Real-world implementations are growing: aside from Ethos, there’s Galaxy’s OAT (on-chain achievement tokens) which projects use to give out badges for attending events or completing tasks; these badges can serve as a form of reputation or resume (e.g., you have NFTs proving you participated in various testnets or learning courses, which might qualify you for something). There’s Proof of Humanity, giving each verified human an NFT – a binary form of reputation (human or not) used in UBI experiments and increasingly for one-person-one-vote schemes. BrightID uses a social graph approach for Sybil resistance, basically a web-of-trust to assert humanness. And on the horizon, we have decentralized ID (DID) standards that could allow combining these credentials under one identity that you control.
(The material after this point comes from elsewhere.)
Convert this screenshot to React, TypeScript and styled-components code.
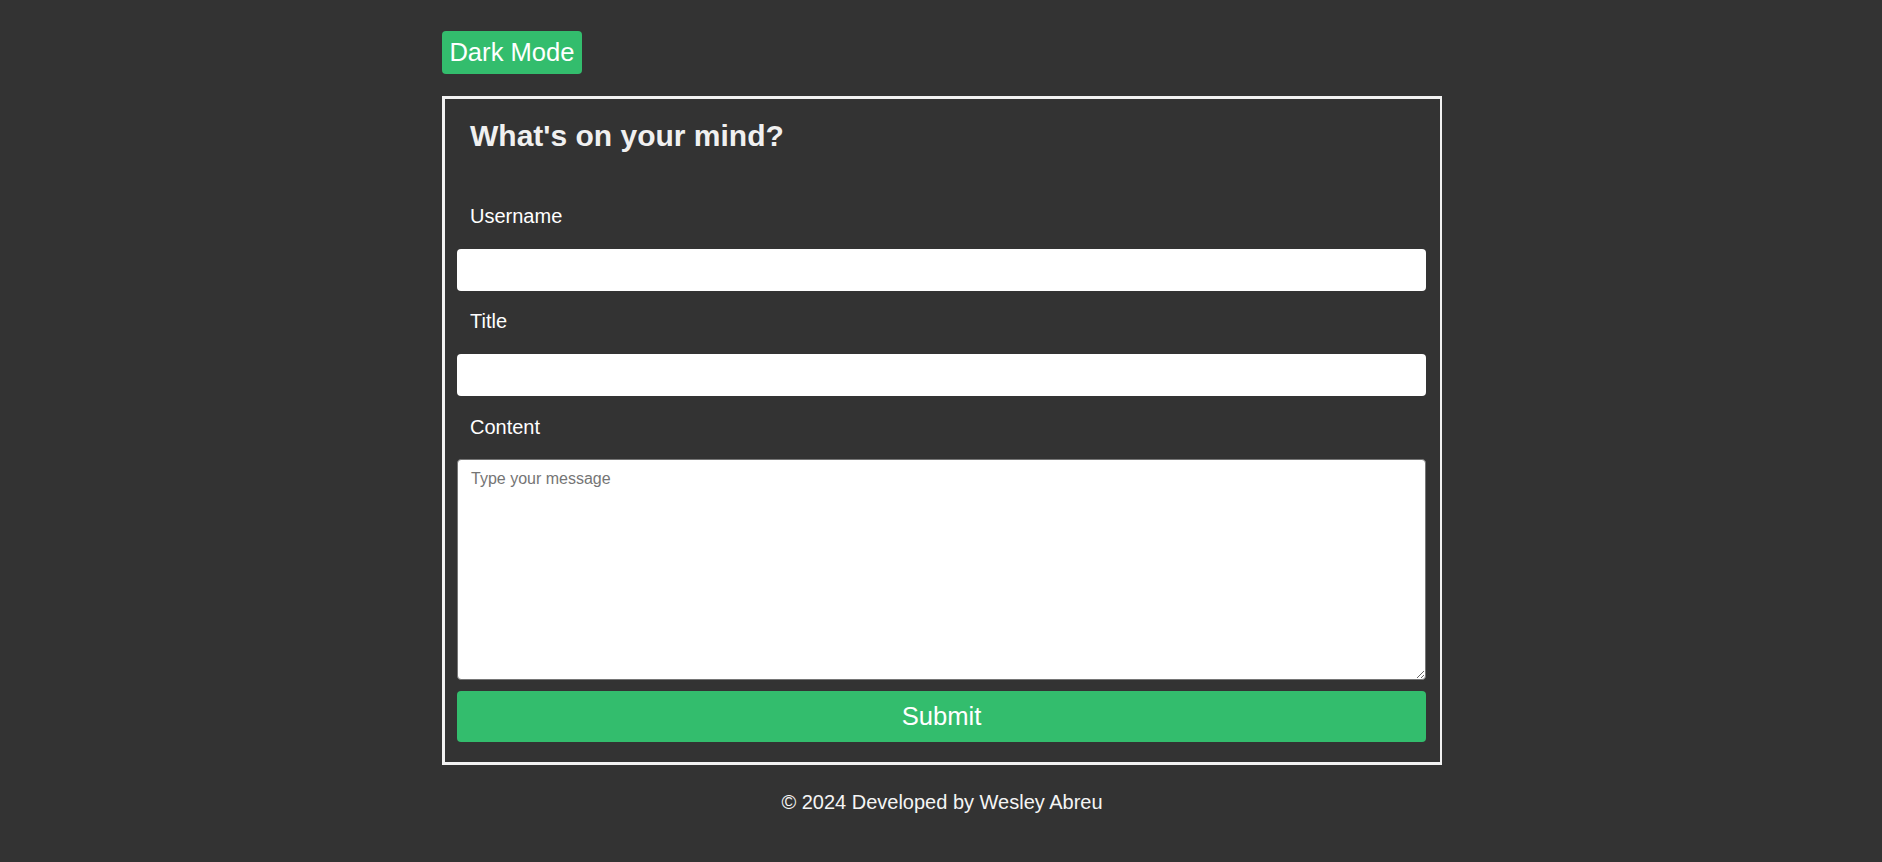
import React from "react";
import styled, { createGlobalStyle } from "styled-components";

const GlobalStyle = createGlobalStyle`
  html, body {
    margin: 0;
    padding: 0;
    background: #333333;
  }
  body {
    font-family: "Liberation Sans", Arial, sans-serif;
    color: #ffffff;
  }
  * { box-sizing: border-box; }
`;

const Page = styled.div`
  min-height: 862px;
  padding: 31px 0 0 2px;
  background: #333333;
`;

const Wrapper = styled.div`
  width: 1000px;
  margin: 0 auto;
  display: flex;
  flex-direction: column;
  align-items: flex-start;
`;

const ModeButton = styled.button`
  font-family: "Liberation Sans", Arial, sans-serif;
  font-size: 25.6px;
  line-height: normal;
  color: #ffffff;
  background: #33bd6d;
  border: none;
  border-radius: 4px;
  padding: 7px 7.4px;
  margin: 0;
  cursor: pointer;
`;

const FormBox = styled.form`
  width: 1000px;
  margin-top: 22px;
  border-style: solid;
  border-color: #f2f2f2;
  border-width: 3px 2px 3px 3px;
  padding: 0 14px 20px 12px;
  display: flex;
  flex-direction: column;
`;

const Heading = styled.h2`
  margin: 20px 0 0 13px;
  font-size: 30px;
  font-weight: bold;
  line-height: normal;
  color: #f0f0f0;
`;

const Label = styled.label<{ $gap: number }>`
  display: block;
  margin: ${(p) => p.$gap}px 0 0 13px;
  font-size: 20px;
  line-height: 23px;
  color: #ffffff;
`;

const TextInput = styled.input`
  display: block;
  width: 100%;
  height: 42px;
  margin-top: 21px;
  border: none;
  border-radius: 4px;
  background: #ffffff;
  padding: 0 13px;
  font-family: "Liberation Sans", Arial, sans-serif;
  font-size: 16px;
  outline: none;
`;

const MessageArea = styled.textarea`
  display: block;
  width: 100%;
  height: 221px;
  margin-top: 20px;
  border: 1px solid #767676;
  border-radius: 4px;
  background: #ffffff;
  padding: 10px 13px;
  font-family: "Liberation Sans", Arial, sans-serif;
  font-size: 16px;
  line-height: normal;
  outline: none;
  &::placeholder {
    color: #757575;
  }
`;

const SubmitButton = styled.button`
  display: block;
  width: 100%;
  height: 51px;
  margin-top: 11px;
  border: none;
  border-radius: 4px;
  background: #33bd6d;
  color: #ffffff;
  font-family: "Liberation Sans", Arial, sans-serif;
  font-size: 25.6px;
  cursor: pointer;
`;

const Footer = styled.footer`
  width: 100%;
  margin-top: 26px;
  text-align: center;
  font-size: 20px;
  line-height: 23px;
  color: #f5f5f5;
`;

export default function App() {
  return (
    <>
      <GlobalStyle />
      <Page>
        <Wrapper>
          <ModeButton type="button">Dark Mode</ModeButton>
          <FormBox onSubmit={(e) => e.preventDefault()}>
            <Heading>What's on your mind?</Heading>
            <Label $gap={52} htmlFor="username">Username</Label>
            <TextInput id="username" type="text" />
            <Label $gap={19} htmlFor="title">Title</Label>
            <TextInput id="title" type="text" />
            <Label $gap={20} htmlFor="content">Content</Label>
            <MessageArea id="content" placeholder="Type your message" />
            <SubmitButton type="submit">Submit</SubmitButton>
          </FormBox>
          <Footer>© 2024 Developed by Wesley Abreu</Footer>
        </Wrapper>
      </Page>
    </>
  );
}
How Reputation Systems Influence Trust and Alignment

If widely adopted, on-chain reputation systems could significantly influence user trust, protocol alignment, and the way communities form:

  • Rebuilding Trust in Anonymity: Currently, dealing with an anon online often means zero accountability – they could scam and vanish. But if that anon has an on-chain reputation that took years to build, they’re less likely to throw it away. This makes interactions safer without requiring them to reveal their real identity. It’s a new paradigm: pseudonymous trust. Users could begin to trust entities known only by a wallet address or ENS name, because the reputation attached to it speaks louder than a self-attested bio. This could foster more collaboration and openness in Web3 communities, as reputation reduces the risk of bad actors (or at least flags them early). Over time, certain Ethos profiles or similar could become highly respected figures, even if no one knows their real-world name – their actions and endorsements serve as their “character reference.”
  • Incentive Alignment and Community Health: Protocols like Mitosis, which might operate across chains and communities, benefit when users act in good faith and align with the network’s goals. Reputation systems directly encourage aligned behavior: be helpful, honest, and you gain credibility (and often tangible rewards like better financial terms or access); try to cheat or harm, and you lose credibility (plus associated privileges). This creates an economy where doing good = doing well. For example, a DeFi platform might waive fees for users with a long positive track record, effectively rewarding loyalty and positive participation. DAOs could distribute governance power not just based on who has tokens, but who has earned trust, leading to decisions that favor long-term success over short-term profiteering. When users see that their reputation impacts their benefits, they have a stake in maintaining it – aligning their incentives with behaving in ways that benefit the whole ecosystem (no spam, no rug-pulling, helpful contributions, etc.).
  • Combating Scams and Abuse: In 2024 and 2025, crypto has unfortunately seen many scams, from DeFi rug pulls to NFT pump-and-dumps. A robust reputation layer can act as a first line of defense. If a brand new account with no history is suddenly shilling an investment scheme, users (and automated systems) will be quicker to dismiss or at least heavily scrutinize it. Conversely, if a high-rep individual vouches for a project, people may take it more seriously (though of course, high-rep people can still be wrong or hacked, so it’s not foolproof). Over time, consistently malicious actors would find it harder to operate because their wallets would carry the “scarlet letter” of low credibility, which savvy users and apps could automatically check. For instance, a marketplace might prevent a wallet with a very low reputation score from selling, or charge them a higher fee, to disincentivize scammers. We might even see insurance protocols offering lower premiums to high-rep users, since they are statistically less likely to engage in fraud – similar to how good drivers get lower car insurance rates. All these create a safer environment that builds trust among users and in the overall crypto system.
  • Challenges and Social Implications: Of course, reputation systems are not without controversy. They can resemble a “social credit system,” which raises privacy and fairness questions. Who sets the criteria? Ethos tries to decentralize that (for example, future score updates are governed via community proposal). Also, early movers get a head start in building rep, potentially creating a moat. New users might feel it’s hard to break in if everyone else has a high score – though one could design systems where newcomers can earn “starter rep” through quests or mentorship from established members. Another risk is echo chambers: if only popular sentiment drives rep (e.g., you lose points for criticizing projects as being misaligned, as one might fear with project-specific leaderboards that only reward positive advocacy), then contrarian but valid voices might be suppressed. Ethos seems aware of this, distinguishing between constructive criticism and malicious behavior. Striking that balance is key: reputation should empower thoughtful voices, not just agreeable ones. Ideally, these systems will mature such that they recognize nuance – for instance, rewarding those who provide well-founded critical reviews as much as those who give praise, thereby encouraging honesty over sycophancy.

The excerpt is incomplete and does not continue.